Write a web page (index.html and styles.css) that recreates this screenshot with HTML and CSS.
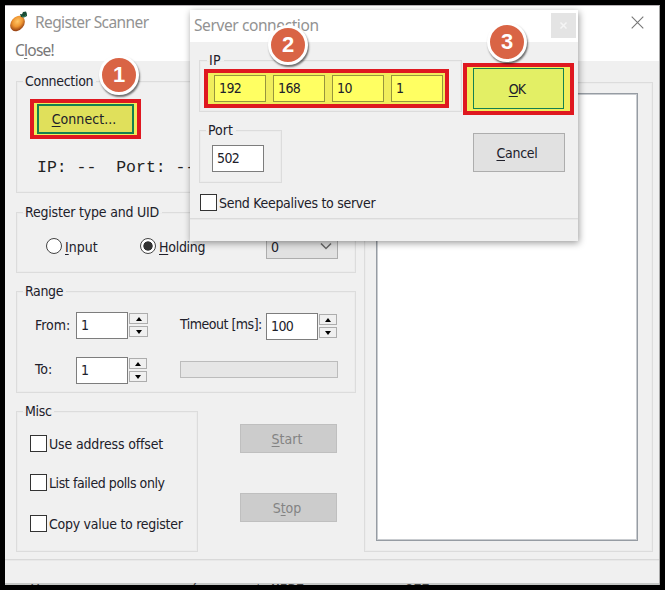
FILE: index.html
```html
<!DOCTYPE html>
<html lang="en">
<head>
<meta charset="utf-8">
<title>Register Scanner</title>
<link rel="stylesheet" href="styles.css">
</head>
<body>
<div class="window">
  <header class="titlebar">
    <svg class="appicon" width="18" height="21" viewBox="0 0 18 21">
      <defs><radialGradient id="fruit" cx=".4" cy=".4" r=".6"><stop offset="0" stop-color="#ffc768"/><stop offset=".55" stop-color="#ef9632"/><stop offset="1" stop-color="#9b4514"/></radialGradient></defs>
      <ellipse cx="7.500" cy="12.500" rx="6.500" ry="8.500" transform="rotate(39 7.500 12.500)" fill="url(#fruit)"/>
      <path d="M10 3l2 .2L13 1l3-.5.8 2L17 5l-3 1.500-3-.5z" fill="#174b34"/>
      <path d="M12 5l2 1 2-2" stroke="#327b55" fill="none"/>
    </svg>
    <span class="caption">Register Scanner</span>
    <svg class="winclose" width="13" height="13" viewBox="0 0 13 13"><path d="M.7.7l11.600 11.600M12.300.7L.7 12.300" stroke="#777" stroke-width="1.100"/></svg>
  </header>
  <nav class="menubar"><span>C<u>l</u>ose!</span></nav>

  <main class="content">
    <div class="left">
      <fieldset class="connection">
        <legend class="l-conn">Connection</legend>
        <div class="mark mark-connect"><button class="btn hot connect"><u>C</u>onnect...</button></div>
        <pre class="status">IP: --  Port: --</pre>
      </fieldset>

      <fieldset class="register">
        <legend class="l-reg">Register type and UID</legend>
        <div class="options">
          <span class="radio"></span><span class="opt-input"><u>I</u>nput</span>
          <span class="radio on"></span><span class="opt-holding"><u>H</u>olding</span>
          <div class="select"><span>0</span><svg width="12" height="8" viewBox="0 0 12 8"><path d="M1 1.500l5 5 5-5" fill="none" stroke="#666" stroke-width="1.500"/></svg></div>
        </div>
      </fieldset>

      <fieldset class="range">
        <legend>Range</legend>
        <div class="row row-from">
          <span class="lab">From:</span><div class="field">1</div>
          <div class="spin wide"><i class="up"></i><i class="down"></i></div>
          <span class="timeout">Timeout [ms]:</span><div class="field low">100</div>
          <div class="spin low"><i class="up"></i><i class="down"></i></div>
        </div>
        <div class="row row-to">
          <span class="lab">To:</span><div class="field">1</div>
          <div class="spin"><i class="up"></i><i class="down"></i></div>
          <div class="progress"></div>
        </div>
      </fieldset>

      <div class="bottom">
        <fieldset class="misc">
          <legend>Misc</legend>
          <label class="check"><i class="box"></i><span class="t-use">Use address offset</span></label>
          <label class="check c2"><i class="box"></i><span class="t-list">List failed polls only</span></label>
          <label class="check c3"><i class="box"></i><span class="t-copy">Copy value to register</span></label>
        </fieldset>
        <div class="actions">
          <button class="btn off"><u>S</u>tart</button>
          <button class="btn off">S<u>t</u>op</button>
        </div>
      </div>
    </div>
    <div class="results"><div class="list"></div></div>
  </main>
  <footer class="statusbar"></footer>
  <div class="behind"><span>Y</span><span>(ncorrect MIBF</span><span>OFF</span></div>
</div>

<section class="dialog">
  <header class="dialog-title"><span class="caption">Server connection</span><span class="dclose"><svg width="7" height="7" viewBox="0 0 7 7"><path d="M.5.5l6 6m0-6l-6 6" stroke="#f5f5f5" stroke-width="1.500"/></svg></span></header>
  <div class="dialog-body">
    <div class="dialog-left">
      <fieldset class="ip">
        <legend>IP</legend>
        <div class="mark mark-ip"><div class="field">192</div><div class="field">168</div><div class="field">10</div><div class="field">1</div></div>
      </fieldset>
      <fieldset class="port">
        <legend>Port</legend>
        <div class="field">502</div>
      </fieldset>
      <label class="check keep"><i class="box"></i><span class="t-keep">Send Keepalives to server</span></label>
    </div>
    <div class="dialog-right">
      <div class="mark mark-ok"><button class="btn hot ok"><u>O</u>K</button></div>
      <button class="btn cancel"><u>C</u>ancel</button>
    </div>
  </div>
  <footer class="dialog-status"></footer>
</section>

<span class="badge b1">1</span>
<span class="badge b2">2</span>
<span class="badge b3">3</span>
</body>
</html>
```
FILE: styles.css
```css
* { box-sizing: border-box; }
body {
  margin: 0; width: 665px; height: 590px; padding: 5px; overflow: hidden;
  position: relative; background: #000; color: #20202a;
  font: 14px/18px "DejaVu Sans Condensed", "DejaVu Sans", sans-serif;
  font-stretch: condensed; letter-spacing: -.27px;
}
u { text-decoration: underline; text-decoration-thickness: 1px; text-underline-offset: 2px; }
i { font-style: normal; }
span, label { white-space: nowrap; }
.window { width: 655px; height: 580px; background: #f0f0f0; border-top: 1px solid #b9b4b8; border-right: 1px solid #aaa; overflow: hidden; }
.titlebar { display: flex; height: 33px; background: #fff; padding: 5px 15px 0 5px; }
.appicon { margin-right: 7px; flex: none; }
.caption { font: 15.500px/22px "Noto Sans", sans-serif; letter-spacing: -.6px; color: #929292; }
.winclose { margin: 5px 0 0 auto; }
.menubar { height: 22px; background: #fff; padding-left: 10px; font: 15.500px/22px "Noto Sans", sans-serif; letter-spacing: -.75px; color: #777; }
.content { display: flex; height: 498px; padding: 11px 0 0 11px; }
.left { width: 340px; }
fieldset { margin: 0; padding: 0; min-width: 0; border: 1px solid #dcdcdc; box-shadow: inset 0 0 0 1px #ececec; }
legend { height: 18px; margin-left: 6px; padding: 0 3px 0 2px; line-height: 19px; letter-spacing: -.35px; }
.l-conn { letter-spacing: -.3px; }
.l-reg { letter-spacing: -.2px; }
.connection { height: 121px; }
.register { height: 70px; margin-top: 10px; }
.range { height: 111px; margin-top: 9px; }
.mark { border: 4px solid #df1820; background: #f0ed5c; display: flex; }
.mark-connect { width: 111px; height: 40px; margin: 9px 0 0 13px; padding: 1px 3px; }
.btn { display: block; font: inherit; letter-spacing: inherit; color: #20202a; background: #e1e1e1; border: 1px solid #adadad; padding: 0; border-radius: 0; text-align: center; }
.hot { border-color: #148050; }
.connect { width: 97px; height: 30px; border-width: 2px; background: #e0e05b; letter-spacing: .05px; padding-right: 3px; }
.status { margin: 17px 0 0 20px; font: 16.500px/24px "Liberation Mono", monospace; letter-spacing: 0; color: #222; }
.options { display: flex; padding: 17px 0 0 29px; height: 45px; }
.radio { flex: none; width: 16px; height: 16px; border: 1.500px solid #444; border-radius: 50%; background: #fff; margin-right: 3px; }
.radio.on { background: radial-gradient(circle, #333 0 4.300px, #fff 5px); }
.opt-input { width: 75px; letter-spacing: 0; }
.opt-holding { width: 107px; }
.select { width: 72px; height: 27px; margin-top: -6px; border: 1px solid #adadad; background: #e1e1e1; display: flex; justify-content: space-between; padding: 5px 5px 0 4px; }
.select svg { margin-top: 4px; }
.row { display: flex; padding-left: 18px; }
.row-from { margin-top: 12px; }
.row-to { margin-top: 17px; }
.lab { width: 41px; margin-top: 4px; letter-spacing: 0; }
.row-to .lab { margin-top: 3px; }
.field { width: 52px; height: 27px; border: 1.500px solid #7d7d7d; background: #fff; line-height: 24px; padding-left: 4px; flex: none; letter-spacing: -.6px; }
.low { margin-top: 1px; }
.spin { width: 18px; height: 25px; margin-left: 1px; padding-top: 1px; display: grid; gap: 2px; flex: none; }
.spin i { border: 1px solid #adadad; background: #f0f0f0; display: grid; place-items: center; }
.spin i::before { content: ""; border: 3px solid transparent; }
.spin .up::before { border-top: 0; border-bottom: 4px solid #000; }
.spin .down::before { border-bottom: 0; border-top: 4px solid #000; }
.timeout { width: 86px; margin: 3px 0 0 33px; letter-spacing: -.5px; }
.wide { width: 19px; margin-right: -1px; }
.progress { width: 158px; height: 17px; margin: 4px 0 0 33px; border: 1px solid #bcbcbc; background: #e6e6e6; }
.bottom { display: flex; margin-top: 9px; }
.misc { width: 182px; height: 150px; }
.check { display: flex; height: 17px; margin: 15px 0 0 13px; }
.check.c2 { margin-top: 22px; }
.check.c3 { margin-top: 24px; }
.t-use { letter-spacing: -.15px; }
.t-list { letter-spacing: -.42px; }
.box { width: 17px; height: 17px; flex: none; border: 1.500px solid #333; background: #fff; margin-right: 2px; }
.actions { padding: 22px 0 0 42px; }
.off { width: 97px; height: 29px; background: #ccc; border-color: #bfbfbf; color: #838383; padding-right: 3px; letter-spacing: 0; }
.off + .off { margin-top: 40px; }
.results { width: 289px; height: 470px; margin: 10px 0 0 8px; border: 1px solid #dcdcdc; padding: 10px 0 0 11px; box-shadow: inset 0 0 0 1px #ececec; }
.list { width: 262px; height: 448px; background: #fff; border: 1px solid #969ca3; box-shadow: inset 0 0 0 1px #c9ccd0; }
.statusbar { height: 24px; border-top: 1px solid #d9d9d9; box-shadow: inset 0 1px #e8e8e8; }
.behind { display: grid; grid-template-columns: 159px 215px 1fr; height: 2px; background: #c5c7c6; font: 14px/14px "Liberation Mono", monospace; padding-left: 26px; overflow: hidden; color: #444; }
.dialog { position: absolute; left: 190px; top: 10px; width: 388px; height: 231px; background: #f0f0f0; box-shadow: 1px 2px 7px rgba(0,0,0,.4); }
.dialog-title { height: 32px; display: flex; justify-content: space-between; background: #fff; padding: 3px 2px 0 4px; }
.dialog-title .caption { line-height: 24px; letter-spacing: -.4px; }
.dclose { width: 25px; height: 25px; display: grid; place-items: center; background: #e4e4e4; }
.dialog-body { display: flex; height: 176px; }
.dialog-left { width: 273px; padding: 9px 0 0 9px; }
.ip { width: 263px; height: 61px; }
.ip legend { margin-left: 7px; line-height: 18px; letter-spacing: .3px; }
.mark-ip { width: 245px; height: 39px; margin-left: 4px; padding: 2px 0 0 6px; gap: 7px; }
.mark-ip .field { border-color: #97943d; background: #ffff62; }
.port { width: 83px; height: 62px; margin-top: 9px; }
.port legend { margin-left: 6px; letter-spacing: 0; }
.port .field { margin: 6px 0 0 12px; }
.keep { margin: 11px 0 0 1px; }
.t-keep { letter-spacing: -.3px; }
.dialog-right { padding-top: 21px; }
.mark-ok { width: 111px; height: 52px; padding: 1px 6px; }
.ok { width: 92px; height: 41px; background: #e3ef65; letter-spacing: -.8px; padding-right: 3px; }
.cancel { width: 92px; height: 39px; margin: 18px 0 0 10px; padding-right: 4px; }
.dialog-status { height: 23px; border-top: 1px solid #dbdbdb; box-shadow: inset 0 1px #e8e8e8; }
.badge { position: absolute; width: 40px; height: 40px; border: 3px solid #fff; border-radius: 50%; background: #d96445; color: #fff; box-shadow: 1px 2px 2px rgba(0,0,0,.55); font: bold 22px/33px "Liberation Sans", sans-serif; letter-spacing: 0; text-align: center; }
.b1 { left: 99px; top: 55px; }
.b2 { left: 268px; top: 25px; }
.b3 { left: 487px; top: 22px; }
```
========
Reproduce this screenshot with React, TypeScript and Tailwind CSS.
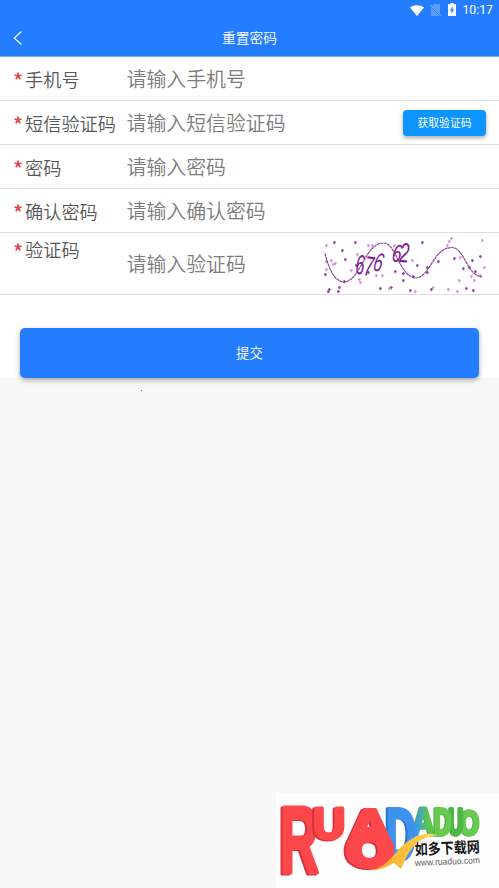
========
Of the lines above, copy each that contains "styles".

Write a web page (index.html and styles.css) that recreates this screenshot with HTML and CSS.
<link rel="stylesheet" href="styles.css">
FILE: styles.css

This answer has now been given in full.